Met al deze verbeteringen, waarover ik het afgelopen jaar ook heb gerapporteerd, zijn flinke stappen gezet, maar niet voldoende om de toenemende nieuwe dreigingen ook in de toekomst aan te kunnen. Het stelsel moet daarom worden vernieuwd. Daarom nemen we alle aanbevelingen van de OVV natuurlijk vol over. Wat mij betreft zijn we daar volop mee aan de slag. We werken dus allang niet meer zoals we een paar jaar geleden deden. Ik ben ervan overtuigd dat er over een paar jaar, als men terugkijkt naar vandaag, al niet meer wordt gewerkt zoals vandaag. We zitten eigenlijk midden in die transitie. Dat houdt in dat we nu een heel nieuw stelsel opbouwen.

De voorzitter:

Ik kijk even naar mevrouw Mutluer op dit punt en daarna de heer Sneller.

Mevrouw Mutluer (PvdA):

Ik was in de veronderstelling dat de minister later op de commissie-Bos zou ingaan, maar ik hoorde haar daar net toch een uitgebreid betoog over houden. Dan heb ik toch behoefte om daarop te reageren. We hebben net een hele discussie gehad over het feit dat dit niet de eerste keer was dat wij te maken kregen met deze verschrikkelijke misdaden tegen onschuldige mensen. De commissie-Bos had daar eerder al een aantal aanbevelingen voor gedaan. Die commissie zei letterlijk: wij vinden het niet wenselijk vanuit het bestaande fundament dat er een transitie wordt gemaakt. Dat is volgens mij het enige of althans het grootste verschil met de aanbevelingen van de OVV. Maar ze zeiden ook dat het stelsel "reactief, vraaggericht en bestuurlijk versnipperd" is.

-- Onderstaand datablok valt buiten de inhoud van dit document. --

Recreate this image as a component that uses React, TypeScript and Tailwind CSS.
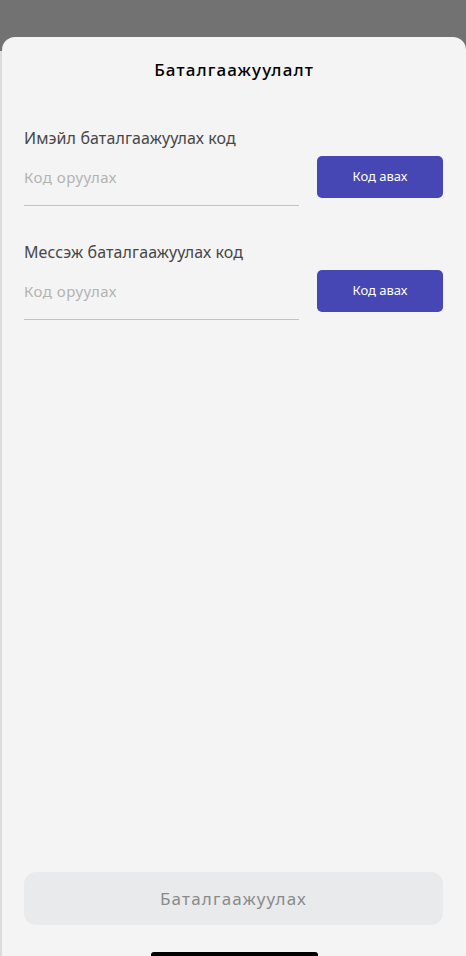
import React from 'react';

const font = { fontFamily: '"Noto Sans", "Open Sans", sans-serif' };

interface CodeFieldProps {
  label: string;
}

const CodeField: React.FC<CodeFieldProps> = ({ label }) => {
  return (
    <div className="flex flex-col pl-[22px] pr-[23px]">
      <label className="text-[16px] leading-[22px] text-[#474747] tracking-[0.1px]">{label}</label>
      <div className="mt-[7px] flex items-start gap-[18px]">
        <div className="flex-1 h-[50px] border-b border-[#c4c4c4] pt-[9px]">
          <input
            type="text"
            placeholder="Код оруулах"
            className="w-full bg-transparent text-[15px] leading-[22px] tracking-[0.5px] text-[#333] placeholder:text-[#b3b3b3] outline-none"
          />
        </div>
        <button className="w-[126px] h-[42px] rounded-[5px] bg-[#4646b4] text-white text-[13px]">
          Код авах
        </button>
      </div>
    </div>
  );
};

export default function App() {
  return (
    <div className="h-[956px] w-full flex flex-col bg-[#dcdcdc] overflow-hidden" style={font}>
      <div className="h-[37px] bg-[#727272] shrink-0" />
      <div className="relative flex-1 flex flex-col">
        <div className="absolute inset-x-0 top-0 h-[14px] bg-[#727272]" />
        <div className="relative flex-1 flex flex-col ml-[2px] rounded-t-[13px] bg-[#f4f4f4]">
          <h1 className="pt-[21px] text-center text-[17px] leading-[24px] font-medium tracking-[1.1px] text-black">
            Баталгаажуулалт
          </h1>
          <div className="mt-[45px] flex flex-col gap-[35px]">
            <CodeField label="Имэйл баталгаажуулах код" />
            <CodeField label="Мессэж баталгаажуулах код" />
          </div>
          <div className="flex-1" />
          <div className="pl-[22px] pr-[23px]">
            <button className="w-full h-[53px] rounded-[12px] bg-[#e9eaec] text-[17px] tracking-[1.2px] text-[#8a8a8a]">
              Баталгаажуулах
            </button>
          </div>
          <div className="mt-[27px] mx-auto h-[4px] w-[167px] rounded-t-[3px] bg-black" />
        </div>
      </div>
    </div>
  );
}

Dat is nog steeds aan de orde, met name die versnippering die we zagen doordat die informatie niet werd gedeeld. Die commissie heeft uiteindelijk wel allerlei suggesties gedaan. Volgens mij vond dat plaats een paar maanden voordat deze minister werd aangesteld. Er zou een vierhoek komen, er zou een dashboard komen, er zou met grote urgentie een juridisch onderzoek komen naar de noodzaak van een betere informatiepositie en beter informatiebeheer. U snapt, zeg ik via de voorzitter tegen de minister, dat het voor deze Kamer dan ingewikkeld wordt om aan te nemen dat die fouten niet voorkomen konden worden. De commissie-Bos had al heel scherpe dingen gezegd en die hadden al opgepakt moeten worden. Wat is daarin misgegaan?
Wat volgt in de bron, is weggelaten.